Here’s what we know: In-N-Out at Keizer Station will be opening soon. Beyond that, all bets are off.
Expect the fan-favorite burger chain to announce the location’s official opening about 48 hours before the day it happens, at least that’s what has happened elsewhere.
Expect there to be people “camping” in the vicinity of the building at some point shortly after the announcement is made.
Expect there to be long waits for your first, or next, double-double animal style. When the chain opened its Medford location – Oregon’s first In-N-Out – there were projected waits of up to four hours. It didn’t matter whether one was in line at the counter or drive-thru.

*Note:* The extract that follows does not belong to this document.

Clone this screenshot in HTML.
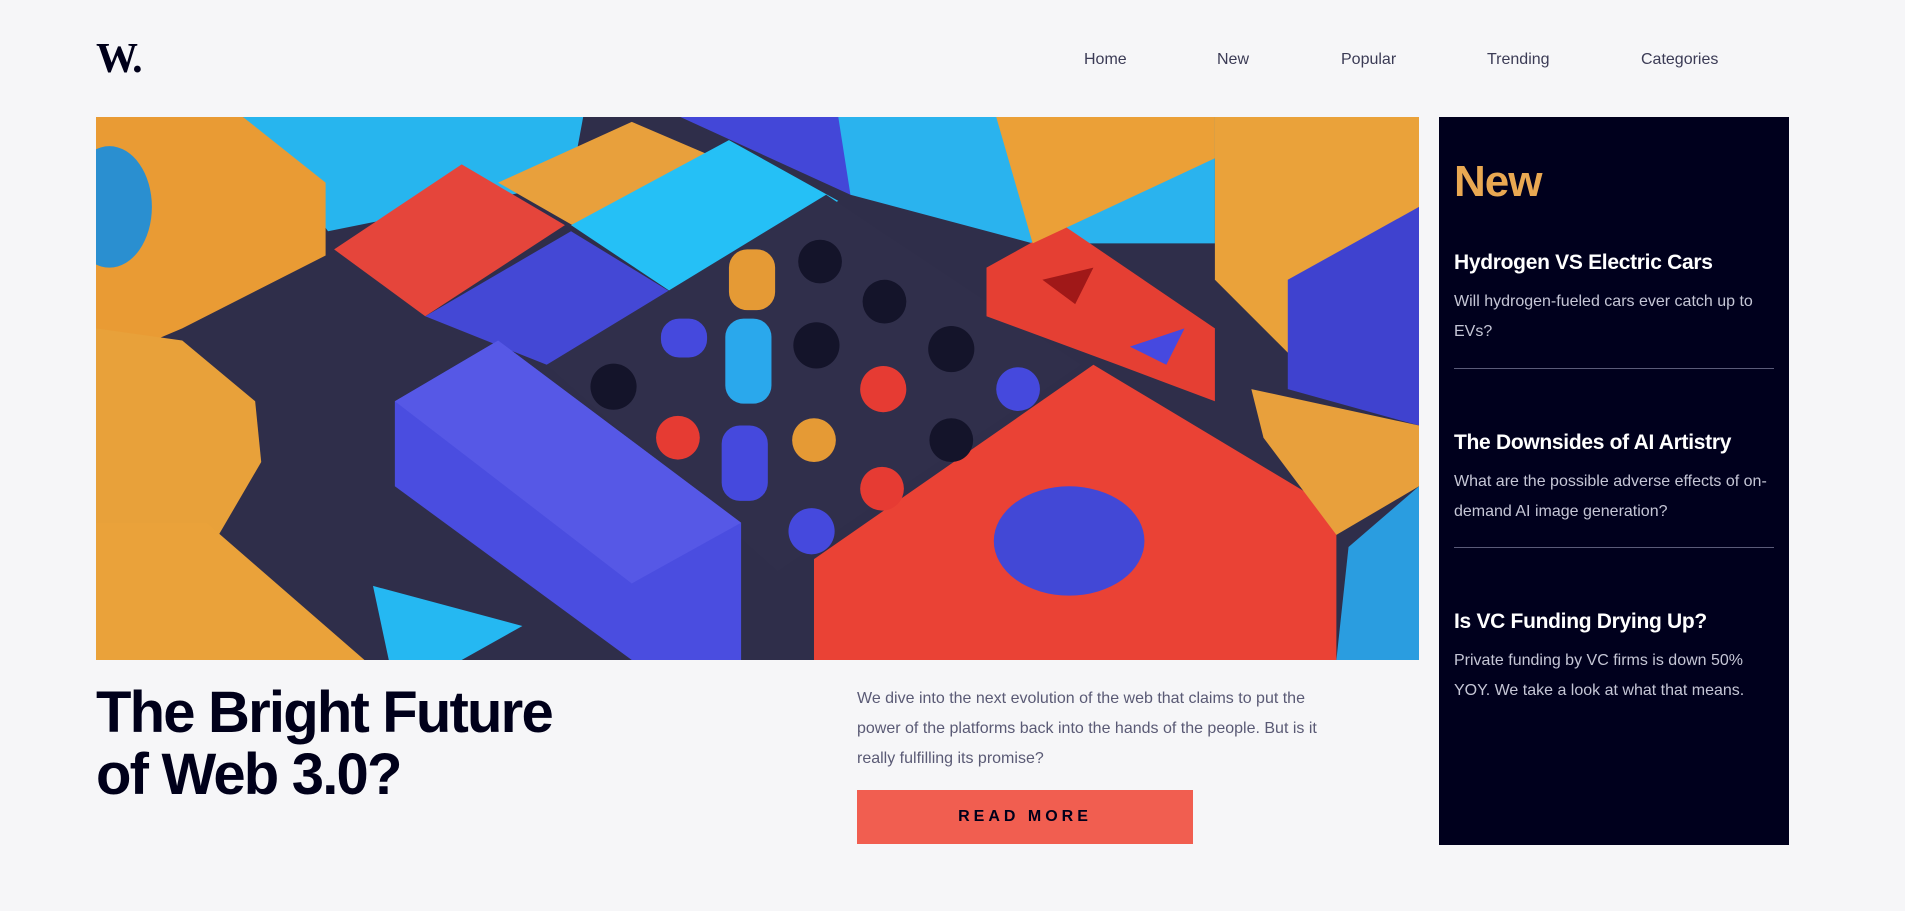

Expect there to be increased traffic. There are no forecasts for how much additional traffic might arrive in Keizer, but there are at least four viable Interstate 5 exits that drivers could use to access Keizer Station. All but Exit 260 could lead drivers through Keizer on their way to In-N-Out. News of In-N-Out coming to Keizer has been covered all over the state and as far north as Seattle. As soon as the doors open, the Keizer location becomes the closest In-N-Out to Portland, Bend, Seattle, most of the Oregon coast and every other town with California transplants in-between.
Expect the traffic impacts to last for weeks, especially as the holiday shopping season unfurls and all those trips to the Woodburn Factory Stores begin to include side trips to In-N-Out. The city manager in Medford said it was more than a couple of weeks before things settled down.
Or, maybe, just maybe, expect all this prognostication will turn into a big, fat “nothing burger.” When a second Oregon In-N-Out opened in Grants Pass – 40 minutes north of Medford in 2017 – plans were made for apocalyptic traffic impacts and everything was smooth sailing prompting the editor of the Grants Pass Daily Courier to call for a round of double-doubles for the traffic planning team.
Keizertimes talked with local leaders about their plans for the opening and city managers in Medford and Grants Pass about their experiences with an In-N-Out opening in their towns.
“We have been in discussions with In-N-Out for months now regarding traffic upon their opening. We are going to allow them to take the lead on traffic control because they have a lot of experience surrounding the topic,” said Chris Eppley, Keizer city manager.
Eppley said the city will have resources standing by to help, but “realistically, our resources will be overwhelmed immediately.”
In the previous Oregon openings, private security personnel were hired to help direct traffic in the area around the locations. While there are numerous areas in Keizer Station where In-N-Out traffic could stack and pull cars off streets, it remains to be seen how many other shopping center tenants will be willing to part with those spaces in the run-up to Christmas.
Eppley said Keizer Station has some capacity to absorb burger-lovers, but that it is possible traffic will spill over to Interstate 5. The highway is the jurisdiction of the Oregon Department of Transportation (ODOT). ODOT isn’t making any special plans for the opening, said Lou Torres, an ODOT spokesperson.
“The In-N-Out location is a good one-half mile from the I-5 Chemawa Interchange. It is hard to believe that folks will want to wait in a queue that long for a hamburger,” Torres said. “However, ODOT is not planning to do anything special regarding the opening.”
Cherriots also plans to monitor traffic as the restaurant opens. If logjams occur, there might be impacts to bus traffic passing through the Keizer Station transit center.
“If traffic starts to impede Cherriots routes, we will detour buses around Keizer Station,” said Allan Pollack, Cherriots general manger.
On weekdays, detours may affect Route 11 – Lancaster/Verda, Route 12 – Hayesville Drive, and Route 14 – Windsor Island Road. On Saturdays, Route 11 – Lancaster/Verda and Route 19 – Broadway/River Road may be affected. Riders should visit Cherriots.org/alerts for the latest updates on any detours or stop closures in Keizer Station.
Brian Sjothun, current Medford city manager, was overseeing the city’s parks at the time In-N-Out opened and said the company brings in its A-team for the first couple of weeks.
“They were a really valuable resource to have as far as training their employees but also for handling general operations and traffic issues,” Sjothun said. “I think the car stacking in the parking lot of the mall was brilliant.”
For Medford, the opening of an In-N-Out paid off in other ways as well. Because the chain prides itself on the freshness of its ingredients, it opened up a small distribution center in the city to serve other locations in the region.
In Grants Pass, City Manager Aaron Cubic said plans developed by In-N-Out that included some additional help from the city’s public safety department went off without a hitch. There also wasn’t a traffic impact that lasted weeks as it did in Medford.
“During this same time, we had a number of new businesses and building retrofits in this same area and do not have any data that separates out In-N-Out impact,” Cubic said. “We have certainly seen a rise in our tourism stats, though I cannot contribute them to In-N-Out at this time.”
Back in Medford, Sjothun said most locals waited a few weeks before venturing into the joint, but admitted “the experience is kind of fun.”